Les hommes parlent de « performances », pas de ressentis intimes
C’est un des clichés sexistes les plus mis en pratique dans la vie des hommes, celui de ne pas partager ses sentiments. Au niveau de leur vie sexuelle, c’est similaire, ils se passent de détails intimistes et attaquent plutôt directement sur les faits, à coups de « performances » et d’actions. Ils ne s’étalent pas sur ce qu’il se passe dans leurs têtes et dans leurs corps. Avec cette BD, Cookie Kalkair traduit ce manque de « vocabulaire émotionnel » chez les hommes.
Le plus difficile pour les protagonistes de la BD ?, décrire leur orgasme. Souvent considérée comme « mécanique », la jouissance masculine a en réalité différents niveaux d’intensité et prend plusieurs formes. Cet ouvrage aborde alors, sans filtre, des questions très peu – voire jamais – débattues entre hommes.

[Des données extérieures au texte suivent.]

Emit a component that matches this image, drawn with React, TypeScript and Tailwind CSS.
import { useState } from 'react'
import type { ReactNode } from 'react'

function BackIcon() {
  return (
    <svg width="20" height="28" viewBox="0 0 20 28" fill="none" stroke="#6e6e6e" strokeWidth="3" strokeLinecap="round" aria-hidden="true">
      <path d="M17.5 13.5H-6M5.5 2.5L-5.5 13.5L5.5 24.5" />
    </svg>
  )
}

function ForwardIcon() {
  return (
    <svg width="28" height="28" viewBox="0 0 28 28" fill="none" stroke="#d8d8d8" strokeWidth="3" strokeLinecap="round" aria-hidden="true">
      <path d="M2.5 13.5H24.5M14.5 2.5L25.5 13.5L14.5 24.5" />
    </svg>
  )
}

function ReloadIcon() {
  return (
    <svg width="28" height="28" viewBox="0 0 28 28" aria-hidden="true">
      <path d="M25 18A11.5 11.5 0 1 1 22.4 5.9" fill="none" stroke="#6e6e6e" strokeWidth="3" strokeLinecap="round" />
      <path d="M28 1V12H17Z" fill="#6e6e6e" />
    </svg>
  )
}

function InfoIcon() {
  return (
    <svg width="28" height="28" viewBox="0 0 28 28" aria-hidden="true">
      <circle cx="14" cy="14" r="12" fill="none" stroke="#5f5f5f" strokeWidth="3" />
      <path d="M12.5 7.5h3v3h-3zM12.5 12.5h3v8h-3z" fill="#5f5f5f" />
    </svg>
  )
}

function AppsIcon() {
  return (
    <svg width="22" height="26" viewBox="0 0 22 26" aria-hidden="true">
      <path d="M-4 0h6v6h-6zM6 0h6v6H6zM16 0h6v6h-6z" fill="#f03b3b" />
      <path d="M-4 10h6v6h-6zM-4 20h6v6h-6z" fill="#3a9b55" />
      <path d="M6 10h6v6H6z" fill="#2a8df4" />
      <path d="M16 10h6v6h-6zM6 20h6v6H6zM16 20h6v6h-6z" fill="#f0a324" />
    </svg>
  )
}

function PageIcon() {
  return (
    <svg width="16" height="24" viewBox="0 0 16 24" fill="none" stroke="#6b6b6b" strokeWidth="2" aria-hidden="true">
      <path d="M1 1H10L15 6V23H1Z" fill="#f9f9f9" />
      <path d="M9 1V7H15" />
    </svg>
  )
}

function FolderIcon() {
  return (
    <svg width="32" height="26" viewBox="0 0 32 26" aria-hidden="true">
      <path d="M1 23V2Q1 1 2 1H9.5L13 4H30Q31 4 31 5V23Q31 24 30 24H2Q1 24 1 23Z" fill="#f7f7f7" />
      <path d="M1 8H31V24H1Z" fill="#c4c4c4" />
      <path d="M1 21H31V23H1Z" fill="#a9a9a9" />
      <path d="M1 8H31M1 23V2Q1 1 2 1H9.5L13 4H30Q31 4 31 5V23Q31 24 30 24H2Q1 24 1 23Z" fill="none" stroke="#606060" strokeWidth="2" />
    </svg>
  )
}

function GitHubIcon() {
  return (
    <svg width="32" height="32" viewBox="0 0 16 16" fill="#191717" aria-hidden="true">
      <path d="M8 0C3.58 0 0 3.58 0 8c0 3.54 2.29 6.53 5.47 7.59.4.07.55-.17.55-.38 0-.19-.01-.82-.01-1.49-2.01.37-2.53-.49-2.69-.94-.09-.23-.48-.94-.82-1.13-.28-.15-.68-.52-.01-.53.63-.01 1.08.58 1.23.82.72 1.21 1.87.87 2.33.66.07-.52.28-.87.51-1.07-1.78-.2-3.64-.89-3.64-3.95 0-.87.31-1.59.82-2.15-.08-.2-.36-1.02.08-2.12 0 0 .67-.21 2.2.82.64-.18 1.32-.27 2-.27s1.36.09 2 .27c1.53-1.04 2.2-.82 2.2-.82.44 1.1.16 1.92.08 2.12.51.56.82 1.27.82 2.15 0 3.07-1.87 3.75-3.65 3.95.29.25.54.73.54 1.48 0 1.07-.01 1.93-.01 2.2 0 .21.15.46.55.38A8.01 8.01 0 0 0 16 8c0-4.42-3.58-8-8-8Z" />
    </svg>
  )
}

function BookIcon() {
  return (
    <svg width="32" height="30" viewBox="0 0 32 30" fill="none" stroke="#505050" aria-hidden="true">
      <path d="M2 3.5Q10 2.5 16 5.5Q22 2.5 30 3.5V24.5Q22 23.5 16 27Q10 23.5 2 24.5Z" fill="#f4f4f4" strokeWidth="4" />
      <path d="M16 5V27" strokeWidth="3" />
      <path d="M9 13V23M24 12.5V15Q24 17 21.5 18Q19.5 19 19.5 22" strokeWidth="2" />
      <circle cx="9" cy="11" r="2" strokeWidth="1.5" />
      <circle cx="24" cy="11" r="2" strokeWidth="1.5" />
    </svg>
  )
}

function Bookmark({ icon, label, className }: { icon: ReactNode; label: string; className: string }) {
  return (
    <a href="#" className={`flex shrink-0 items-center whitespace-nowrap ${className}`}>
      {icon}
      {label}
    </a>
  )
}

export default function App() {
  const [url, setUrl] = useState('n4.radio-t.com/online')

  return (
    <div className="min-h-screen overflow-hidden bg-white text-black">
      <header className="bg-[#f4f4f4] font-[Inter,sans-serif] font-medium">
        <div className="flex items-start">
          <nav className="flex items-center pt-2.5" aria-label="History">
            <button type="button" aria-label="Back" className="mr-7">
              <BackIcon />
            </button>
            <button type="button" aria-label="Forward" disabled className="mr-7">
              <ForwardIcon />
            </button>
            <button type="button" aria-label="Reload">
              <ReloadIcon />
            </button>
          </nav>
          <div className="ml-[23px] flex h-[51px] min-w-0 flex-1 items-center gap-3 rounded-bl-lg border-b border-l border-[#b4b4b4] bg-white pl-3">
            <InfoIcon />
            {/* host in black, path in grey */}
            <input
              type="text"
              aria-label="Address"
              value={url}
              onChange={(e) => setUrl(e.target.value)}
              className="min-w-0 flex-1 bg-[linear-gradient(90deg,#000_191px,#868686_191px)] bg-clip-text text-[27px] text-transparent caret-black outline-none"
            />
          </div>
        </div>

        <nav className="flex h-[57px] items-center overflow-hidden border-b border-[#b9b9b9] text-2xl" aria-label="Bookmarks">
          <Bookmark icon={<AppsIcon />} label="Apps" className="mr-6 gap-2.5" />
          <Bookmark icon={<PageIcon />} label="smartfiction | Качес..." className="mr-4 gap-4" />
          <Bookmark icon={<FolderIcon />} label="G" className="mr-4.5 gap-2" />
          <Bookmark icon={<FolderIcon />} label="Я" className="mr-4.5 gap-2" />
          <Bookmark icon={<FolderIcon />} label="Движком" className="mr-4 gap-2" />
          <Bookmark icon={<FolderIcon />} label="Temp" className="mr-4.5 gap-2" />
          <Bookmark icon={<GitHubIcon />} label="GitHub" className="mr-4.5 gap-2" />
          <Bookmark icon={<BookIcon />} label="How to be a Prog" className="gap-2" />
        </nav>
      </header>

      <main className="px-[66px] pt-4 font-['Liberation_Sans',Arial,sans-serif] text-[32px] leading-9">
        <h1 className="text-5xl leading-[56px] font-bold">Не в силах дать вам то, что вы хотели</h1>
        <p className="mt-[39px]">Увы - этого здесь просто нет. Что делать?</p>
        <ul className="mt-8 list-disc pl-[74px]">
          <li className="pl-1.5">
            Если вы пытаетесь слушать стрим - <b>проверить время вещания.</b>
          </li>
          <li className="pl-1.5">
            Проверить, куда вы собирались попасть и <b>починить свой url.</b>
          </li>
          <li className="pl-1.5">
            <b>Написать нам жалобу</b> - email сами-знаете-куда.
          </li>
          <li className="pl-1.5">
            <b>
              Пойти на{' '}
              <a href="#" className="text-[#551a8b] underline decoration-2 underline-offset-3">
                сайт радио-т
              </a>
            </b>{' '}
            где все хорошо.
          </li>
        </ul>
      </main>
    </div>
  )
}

« Les hommes sont peu habitués à mettre des mots sur leur sexualité et sur leurs sensations. Contrairement à la sexualité féminine qui a été pendant (trop) longtemps censurée par la société patriarcale, je pense que dans le cas des hommes, le problème vient de nous-même. On s’est autocensuré. Ou en tout cas, on nous a élevés comme ça. Parler des faits, de nos conquêtes, de nos actions, on sait faire… mais décrire notre orgasme, c’est une autre affaire. Parler de ce que l’on « ressent » c’est plus difficile. Et cela a demandé beaucoup de travail – de ma part et de la part des participants également – pour casser cette mauvaise habitude. On ne sait pas en parler et on ne nous a pas appris à le faire », s’étonne l’auteur dans une interview avec Néon.

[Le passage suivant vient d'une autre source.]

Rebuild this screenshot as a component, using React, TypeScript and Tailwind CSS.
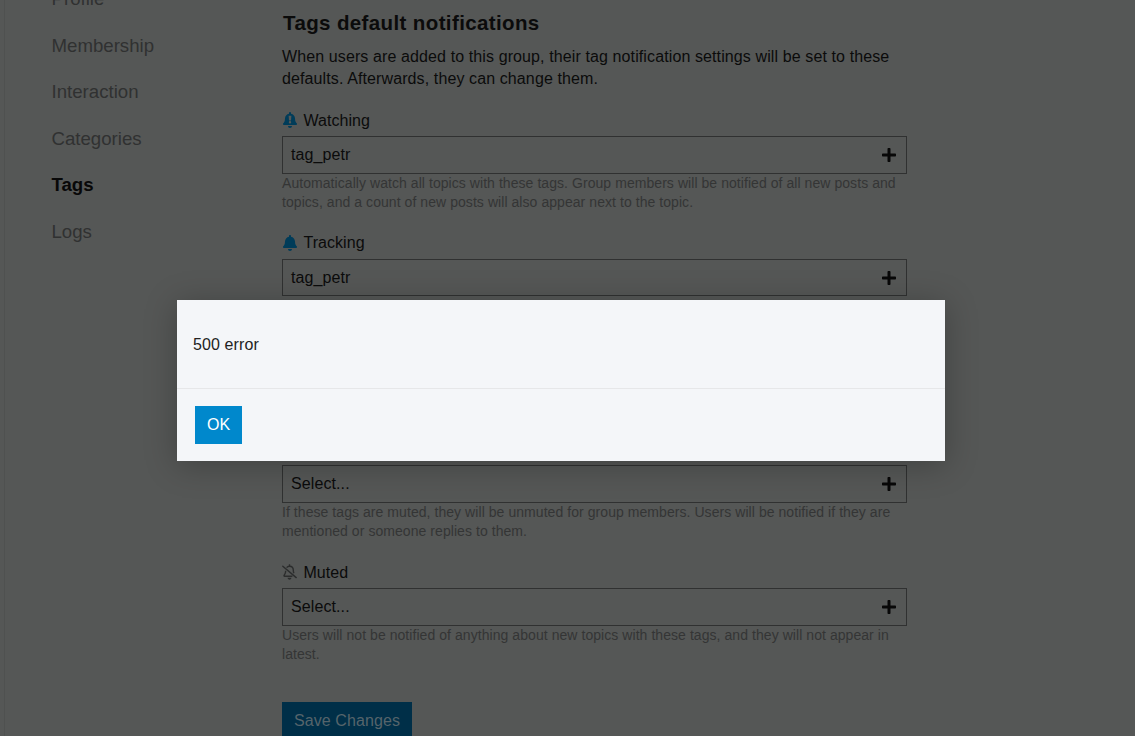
import React from "react";
import { FaBell, FaPlus } from "react-icons/fa";

const navItems = ["Profile", "Membership", "Interaction", "Categories", "Tags", "Logs"];

const WatchingIcon = () => (
  <svg viewBox="0 0 448 512" className="-mt-0.5 h-4 w-3.5 text-[#003c59]" fill="currentColor" fillRule="evenodd">
    <path d="M224 512c35 0 64-29 64-64H160c0 35 29 64 64 64zM439 362c-19-21-55-52-55-154 0-78-54-140-128-155V32a32 32 0 1 0-64 0v21C118 68 64 130 64 208c0 102-36 133-55 154-6 6-9 14-9 22 0 16 13 32 32 32h384c19 0 32-16 32-32 0-8-3-16-9-22zM180 118h88l-12 150h-64zM224 288a38 38 0 1 1 0 76 38 38 0 0 1 0-76z" />
  </svg>
);

const MutedIcon = () => (
  <svg viewBox="0 0 15 16" className="-mt-0.5 h-4 w-[15px] text-[#2c2d2d]" fill="none" stroke="currentColor" strokeWidth="1.4">
    <path d="M0.8 2.2l13.4 11.4" strokeLinecap="round" />
    <path d="M4.6 3.6c.7-.9 1.7-1.4 2.9-1.4 2.2 0 3.8 1.7 3.8 4 0 1.3.2 2.3.6 3.1M3.7 6.8c0 2.4-.8 3.6-1.5 4.4-.4.5-.2 1.1.4 1.1h7.8" />
    <path d="M7.5.3v1.9" />
    <path d="M5.6 13.8h3.8c0 1-.8 1.9-1.9 1.9s-1.9-.9-1.9-1.9z" fill="currentColor" stroke="none" />
  </svg>
);

type FieldProps = {
  icon: React.ReactNode;
  label: string;
  value: string;
  help: string;
  className: string;
  compact?: boolean;
};

const TagField = ({ icon, label, value, help, className, compact }: FieldProps) => (
  <div className={className}>
    <div className={compact ? "flex h-[27px] items-start gap-1.5 leading-[22px]" : "flex h-[26px] items-start gap-1.5 leading-[22px]"}>
      <span className="flex h-[22px] w-[15px] items-center justify-center">{icon}</span>
      <span className="pl-[0.4px] tracking-[0.06px]">{label}</span>
    </div>
    <div
      className={
        compact
          ? "mb-1 flex h-[37px] items-center justify-between border border-[#303131] pr-2.5 pl-2"
          : "flex h-[38px] items-center justify-between border border-[#303131] pr-2.5 pl-2"
      }
    >
      <span className={compact ? "pt-px tracking-[0.1px]" : "pb-px tracking-[0.1px]"}>{value}</span>
      <FaPlus className="h-4 w-3.5 text-[#080808]" />
    </div>
    <p className="text-[14px] leading-[19px] tracking-[0.06px] text-[#343535]">{help}</p>
  </div>
);

const App = () => {
  return (
    <div className="relative h-[736px] w-[1135px] overflow-hidden bg-[#555756] font-['Liberation_Sans',Arial,sans-serif] text-base text-[#0b0b0b]">
      <div className="ml-[4px] flex h-full border-l border-[#4f5150]">
        {/* Group settings navigation */}
        <nav className="-mt-6 w-[277px] shrink-0 pl-[46.5px] text-[18.65px] text-[#303131]">
          {navItems.map((item) => (
            <div
              key={item}
              className={item === "Tags" ? "h-[46.6px] font-bold leading-[46.6px] text-[#080808]" : "h-[46.6px] leading-[46.6px]"}
            >
              {item}
            </div>
          ))}
        </nav>

        {/* Tag notification defaults */}
        <main className="w-[625px] shrink-0 pt-[11px]">
          <h3 className="mb-[11px] pl-px text-[20.5px] font-bold leading-6 tracking-[0.38px]">Tags default notifications</h3>
          <p className="mb-5 leading-[22px] tracking-[0.11px]">
            When users are added to this group, their tag notification settings will be set to these defaults. Afterwards, they can change them.
          </p>
          <TagField
            className="h-[122px]"
            icon={<WatchingIcon />}
            label="Watching"
            value="tag_petr"
            help="Automatically watch all topics with these tags. Group members will be notified of all new posts and topics, and a count of new posts will also appear next to the topic."
          />
          <TagField
            compact
            className="h-[207px]"
            icon={<FaBell className="h-4 w-3.5 text-[#003c59]" />}
            label="Tracking"
            value="tag_petr"
            help="Automatically track all topics with these tags. A count of new posts will appear next to the topic."
          />
          <TagField
            className="h-[123px]"
            icon={<FaBell className="h-4 w-3.5 text-[#003c59]" />}
            label="Watching First Post"
            value="Select..."
            help="If these tags are muted, they will be unmuted for group members. Users will be notified if they are mentioned or someone replies to them."
          />
          <TagField
            className="h-[140px]"
            icon={<MutedIcon />}
            label="Muted"
            value="Select..."
            help="Users will not be notified of anything about new topics with these tags, and they will not appear in latest."
          />
          <button className="h-[38px] w-[130px] bg-[#002f48] tracking-[0.1px] text-[#55646b]">Save Changes</button>
        </main>
      </div>

      {/* Error dialog */}
      <div className="absolute top-[300px] left-[177px] h-[161px] w-[768px] bg-[#f4f6f9] text-[#222] shadow-[0_4px_30px_rgba(0,0,0,0.25)]">
        <div className="h-[89px] border-b border-[#e6e7e9] px-4 pt-[34px] leading-[22px] tracking-[0.1px]">500 error</div>
        <div className="px-[18px] pt-[17px]">
          <button className="h-[38px] w-[47px] bg-[#0088cc] text-white">OK</button>
        </div>
      </div>
    </div>
  );
};

export default App;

Une BD post #MeToo, en passe de briser la culture du viol
Un des apprentissages importants de cette bande dessinée est aussi la question du couple hétéronormatif, et ses injonctions sexuelles. En effet, l’auteur confie sa découverte à travers les 7 personnages du livre : « Il y a des trucs que les mecs hétéros ne feront jamais à leur partenaire parce qu’ils la « respectent » et qu’ils ont très envie de faire à des coups d’un soir ou des inconnues. Cette dichotomie est dangereuse, c’est ce qui nourrit la culture du viol ». Les tabous de la sexualité genrée empêchent une réelle communication au sein des couples hétérosexuels. En confessant de manière transparente ses fantasmes à son ou sa partenaire, les deux peuvent avancer vers une sexualité épanouie !
Aussi, « Pénis de table » a été réédité cette année, avec quelques ajustements. Les interviews avaient été réalisées avant le mouvement #MeToo. Aujourd’hui l’auteur a eu le matériel et les retours de lecteurs et lectrices pour corriger les contenus blessants, notamment transphobes, grossophobes, ou propageant des éléments de la culture du viol. Comme quoi la sexualité masculine n’est pas donnée, automatique et simple comme on le pense ! Il y a toujours à apprendre et à actualiser.